# EXERCISE GOAL:
Each line that includes the string "page" counts once; give the total and nothing else.

# DATA SECTION:
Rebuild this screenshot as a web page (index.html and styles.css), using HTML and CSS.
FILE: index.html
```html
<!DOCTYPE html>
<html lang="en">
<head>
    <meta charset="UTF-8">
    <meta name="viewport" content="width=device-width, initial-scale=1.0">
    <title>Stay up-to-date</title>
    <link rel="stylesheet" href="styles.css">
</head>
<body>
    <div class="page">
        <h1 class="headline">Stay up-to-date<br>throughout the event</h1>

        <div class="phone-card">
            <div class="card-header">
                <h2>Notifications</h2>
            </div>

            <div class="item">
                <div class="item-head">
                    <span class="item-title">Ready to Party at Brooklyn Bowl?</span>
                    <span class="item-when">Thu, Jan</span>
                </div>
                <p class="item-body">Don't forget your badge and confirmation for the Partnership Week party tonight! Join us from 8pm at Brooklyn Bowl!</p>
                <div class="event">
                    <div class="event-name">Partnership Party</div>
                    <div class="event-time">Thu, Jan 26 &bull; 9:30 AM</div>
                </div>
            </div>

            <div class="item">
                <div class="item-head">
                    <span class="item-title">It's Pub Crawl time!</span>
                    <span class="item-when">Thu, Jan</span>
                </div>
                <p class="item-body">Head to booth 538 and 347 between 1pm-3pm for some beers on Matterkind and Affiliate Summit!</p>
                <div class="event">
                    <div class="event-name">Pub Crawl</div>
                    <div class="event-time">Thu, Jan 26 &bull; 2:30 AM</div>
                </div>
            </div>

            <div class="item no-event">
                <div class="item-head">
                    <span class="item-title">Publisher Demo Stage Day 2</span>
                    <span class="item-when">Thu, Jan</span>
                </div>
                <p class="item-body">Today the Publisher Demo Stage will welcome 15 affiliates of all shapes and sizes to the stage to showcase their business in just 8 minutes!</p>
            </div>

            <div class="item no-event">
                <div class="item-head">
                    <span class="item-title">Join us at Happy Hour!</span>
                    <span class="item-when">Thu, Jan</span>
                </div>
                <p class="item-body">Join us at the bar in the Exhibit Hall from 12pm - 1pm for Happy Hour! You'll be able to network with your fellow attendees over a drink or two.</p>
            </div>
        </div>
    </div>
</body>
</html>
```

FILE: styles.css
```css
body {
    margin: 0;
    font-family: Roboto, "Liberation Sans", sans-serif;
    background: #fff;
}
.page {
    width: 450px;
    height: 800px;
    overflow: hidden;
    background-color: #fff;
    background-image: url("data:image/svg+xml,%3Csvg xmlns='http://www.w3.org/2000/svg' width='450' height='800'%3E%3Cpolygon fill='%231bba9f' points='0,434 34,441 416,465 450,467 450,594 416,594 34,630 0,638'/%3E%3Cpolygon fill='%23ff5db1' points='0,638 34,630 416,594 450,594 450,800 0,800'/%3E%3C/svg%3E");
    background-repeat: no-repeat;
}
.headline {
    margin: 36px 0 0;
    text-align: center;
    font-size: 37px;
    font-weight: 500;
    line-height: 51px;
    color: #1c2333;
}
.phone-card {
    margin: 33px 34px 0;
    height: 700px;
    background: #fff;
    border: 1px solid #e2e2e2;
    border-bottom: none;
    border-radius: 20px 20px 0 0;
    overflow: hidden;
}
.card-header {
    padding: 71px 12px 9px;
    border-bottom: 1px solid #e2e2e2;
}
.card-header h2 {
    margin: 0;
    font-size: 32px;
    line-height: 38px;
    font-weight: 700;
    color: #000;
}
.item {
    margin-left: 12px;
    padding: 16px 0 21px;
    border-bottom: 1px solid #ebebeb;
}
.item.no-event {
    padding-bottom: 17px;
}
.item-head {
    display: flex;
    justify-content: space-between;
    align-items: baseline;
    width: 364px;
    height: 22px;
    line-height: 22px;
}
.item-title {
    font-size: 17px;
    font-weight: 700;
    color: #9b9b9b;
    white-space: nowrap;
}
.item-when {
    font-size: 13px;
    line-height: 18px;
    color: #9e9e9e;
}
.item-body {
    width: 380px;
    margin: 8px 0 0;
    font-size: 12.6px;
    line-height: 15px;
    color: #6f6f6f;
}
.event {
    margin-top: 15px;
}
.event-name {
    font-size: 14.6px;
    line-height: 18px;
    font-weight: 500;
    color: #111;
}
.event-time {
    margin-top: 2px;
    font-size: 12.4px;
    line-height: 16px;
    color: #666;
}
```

# COMPLETE OUTPUT:
3